今、恋をするということ
唐突ながら、僕は今恋をしている。37にもなった枯れた年代にあって何とも滑稽な話だが、ともかく今自分は恋をしている。
ただし、異性にではなく、同性に。
何も自分がホモだったとかそういうわけではない。好きになった人がたまたま男性だった。それだけのことだ。
10数年前の当時、自分は寝取られ空来るトラウマから心身を酷く傷つけていた。リアルでもうまくいかない、なりきりチャットでもうまくいかない、もう何もかもが嫌だ……。そう思って転がり込んだのがTRPGのオープンセッションサイトであった。
文字通り背水の陣であった。ここで何らかの成果を挙げられなければ文字通り人生が終わってしまう……当時の自分はそう考えていた。
無論、TRPGのセッションサイトというものは恋愛を前提にしたものではない。しかし、あちこち逃げ回って性の何たるかに疲れ切っていた自分にとっては、もう行き場所はそこしかなかったのである。
誰にも自慢できるような最高の恋をしよう、そう考えていた。しかし結果としてそれはうまくいかなかった。当時大学に行くために早起きをし、不規則なバイトのシフトに悩まされていた自分にとって、そのサイトでまともに遊ぶ時間はほとんど与えられなかった。
そんなサイトで自分は運命の相手と出会った。
私のトラウマに合致するメイドの女の子をPCとしていた人だった。激しく心をかきむしられて、この子を何としても自分の隣に置きたい、守りたい、そう思っていた。
しかし、運命は自分に味方をしてはくれなかった。
泣く泣く恋愛対象に妥協をし、自分の本当の痛みも封じ込めて、自分はあの場に猛烈な不満を抱いていた。でも自分にはここしかない、そこまで追い詰められていた。妥協の果てにひょんなことからその相手と仲良くなり、プレイヤー同士の交流が始まったのは僥倖ともいえたが、自分の心の奥底には海のような澱みが溜まり続けていった。
では私のキャラクターは幸せになれなかったのか?
幸せにはなった。幸せになって熟年夫婦もかくやといういちゃいちゃぶりを今もなお見せている。
そんな中で、自分は相手のプレイヤーごと好きになり、実際の性別を知っては落ち込み、一緒に遊べないと知っては嫉妬し、半ば依存に近い形でその人に寄り添っている。
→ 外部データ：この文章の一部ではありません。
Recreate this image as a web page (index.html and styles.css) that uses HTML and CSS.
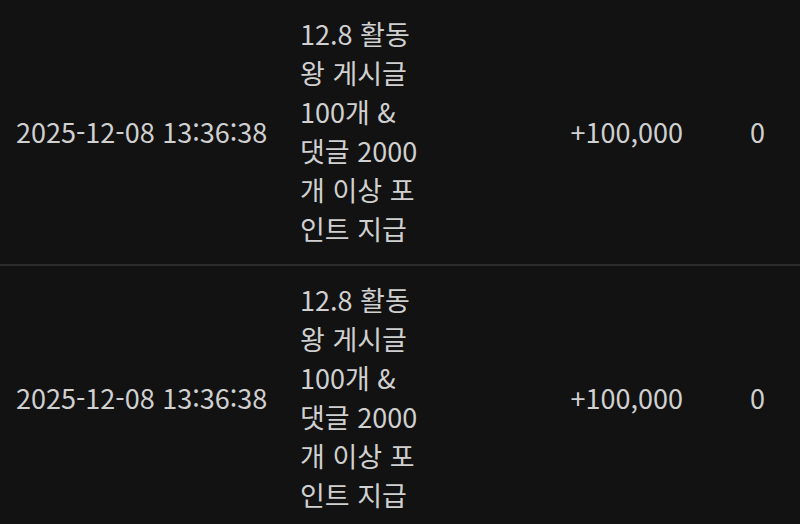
FILE: index.html
```html
<!DOCTYPE html>
<html lang="ko">
<head>
<meta charset="utf-8">
<link rel="stylesheet" href="styles.css">
</head>
<body>
<div class="list">
  <div class="row">
    <div class="cell date">2025-12-08 13:36:38</div>
    <div class="cell desc">12.8 활동왕 게시글 100개 &amp; 댓글 2000개 이상 포인트 지급</div>
    <div class="cell amount">+100,000</div>
    <div class="cell rest">0</div>
  </div>
  <div class="row">
    <div class="cell date">2025-12-08 13:36:38</div>
    <div class="cell desc">12.8 활동왕 게시글 100개 &amp; 댓글 2000개 이상 포인트 지급</div>
    <div class="cell amount">+100,000</div>
    <div class="cell rest">0</div>
  </div>
</div>
</body>
</html>
```
FILE: styles.css
```css
html, body {
  margin: 0;
  padding: 0;
  background: #121212;
}
body {
  font-family: "Noto Sans CJK KR", "Noto Sans", sans-serif;
  font-size: 27px;
  line-height: 39px;
  color: #d0d0d0;
  overflow: hidden;
}
.list {
  display: flex;
  flex-direction: column;
}
.row {
  display: grid;
  grid-template-columns: 284px 156px 259px 1fr;
  align-items: center;
  padding: 14px 0 16px;
  border-bottom: 2px solid #2c2c2c;
}
.cell {
  padding: 0 16px;
}
.amount {
  text-align: right;
}
.rest {
  padding-left: 51px;
}
```
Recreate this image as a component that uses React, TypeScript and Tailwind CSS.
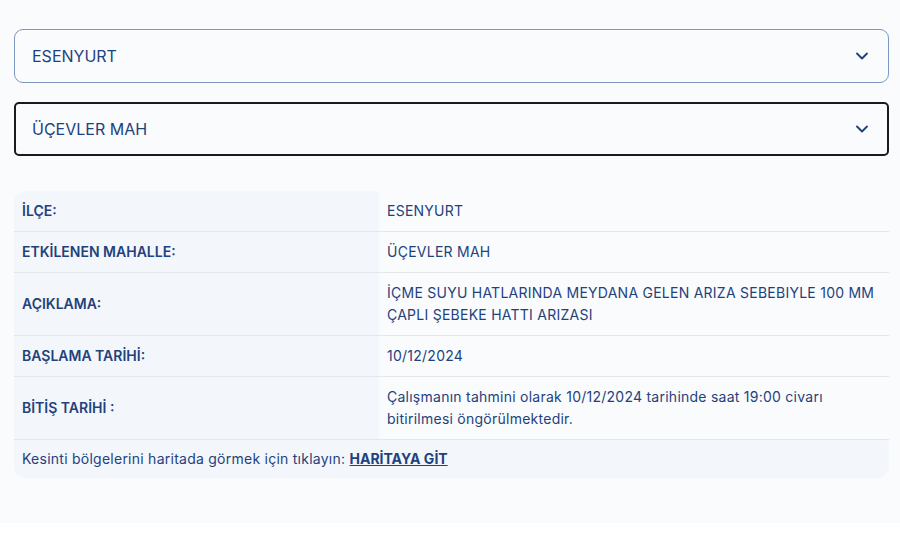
import React from 'react';
import { ChevronDown } from 'lucide-react';

interface InfoRow {
  label: string;
  value: React.ReactNode;
}

const rows: InfoRow[] = [
  { label: 'İLÇE:', value: 'ESENYURT' },
  { label: 'ETKİLENEN MAHALLE:', value: 'ÜÇEVLER MAH' },
  { label: 'AÇIKLAMA:', value: 'İÇME SUYU HATLARINDA MEYDANA GELEN ARIZA SEBEBIYLE 100 MM ÇAPLI ŞEBEKE HATTI ARIZASI' },
  { label: 'BAŞLAMA TARİHİ:', value: '10/12/2024' },
  { label: 'BİTİŞ TARİHİ :', value: 'Çalışmanın tahmini olarak 10/12/2024 tarihinde saat 19:00 civarı bitirilmesi öngörülmektedir.' },
];

const SelectBox: React.FC<{ value: string; focused?: boolean }> = ({ value, focused }) => (
  <div
    className={
      focused
        ? 'flex h-[54px] items-center justify-between rounded-[5px] border-2 border-[#1b1b1b] bg-[#f9fbfd] pl-[16px] pr-[15px]'
        : 'flex h-[54px] items-center justify-between rounded-[9px] border border-[#7d97c3] bg-[#f9fbfd] pl-[17px] pr-[16px]'
    }
  >
    <span className="text-[16px] text-[#1f427c]">{value}</span>
    <ChevronDown className="h-[20px] w-[20px] text-[#1f427c]" strokeWidth={2.25} />
  </div>
);

export default function App() {
  return (
    <div className="bg-white" style={{ fontFamily: 'Inter, "Noto Sans", sans-serif' }}>
      <div className="flex h-[523px] flex-col bg-[#f9fbfd] pl-[14px] pr-[11px] pt-[29px]">
        <div className="flex flex-col gap-[19px]">
          <SelectBox value="ESENYURT" />
          <SelectBox value="ÜÇEVLER MAH" focused />
        </div>

        <div className="mt-[35px] overflow-hidden rounded-[12px] bg-[#f3f6fb] text-[14px] text-[#1f427c]">
          {rows.map((row) => (
            <div key={row.label} className="grid grid-cols-[365px_1fr] border-b border-[#e3e6ea]">
              <div className="flex items-center px-[8px] py-[9px] font-semibold leading-[22px]">{row.label}</div>
              <div className="flex items-center bg-[#f9fbfd] py-[9px] pl-[8px] pr-[14px] leading-[22px] tracking-[0.25px]">
                {row.value}
              </div>
            </div>
          ))}
          <div className="px-[8px] py-[8px] leading-[22px] tracking-[0.25px]">
            Kesinti bölgelerini haritada görmek için tıklayın:{' '}
            <a href="#" className="font-bold tracking-normal underline">HARİTAYA GİT</a>
          </div>
        </div>
      </div>
    </div>
  );
}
思いも確かめ合った。相手としては感謝こそしながらも消極的ながらいい返事が貰えた。
この人とずっと一緒にいたいと思っている。傍にいたいと思っている。
けれど、今の自分ではそれを叶えられないのが酷く悔しい。
ゆくゆくは一緒に暮らしたいとさえ思っている。一緒に暮らして横でゲームのプレイ風景を眺めていたりしたほうが自分の嫉妬もいくらか安らぐような、そんな気がするからだ。
相手がそれにも消極的なのが、困り者だけれど。
この幸せを手放したくはない。そのためには何ができるだろう?
今のこの最低の僕で。
今もなお、その答えを探し続けている。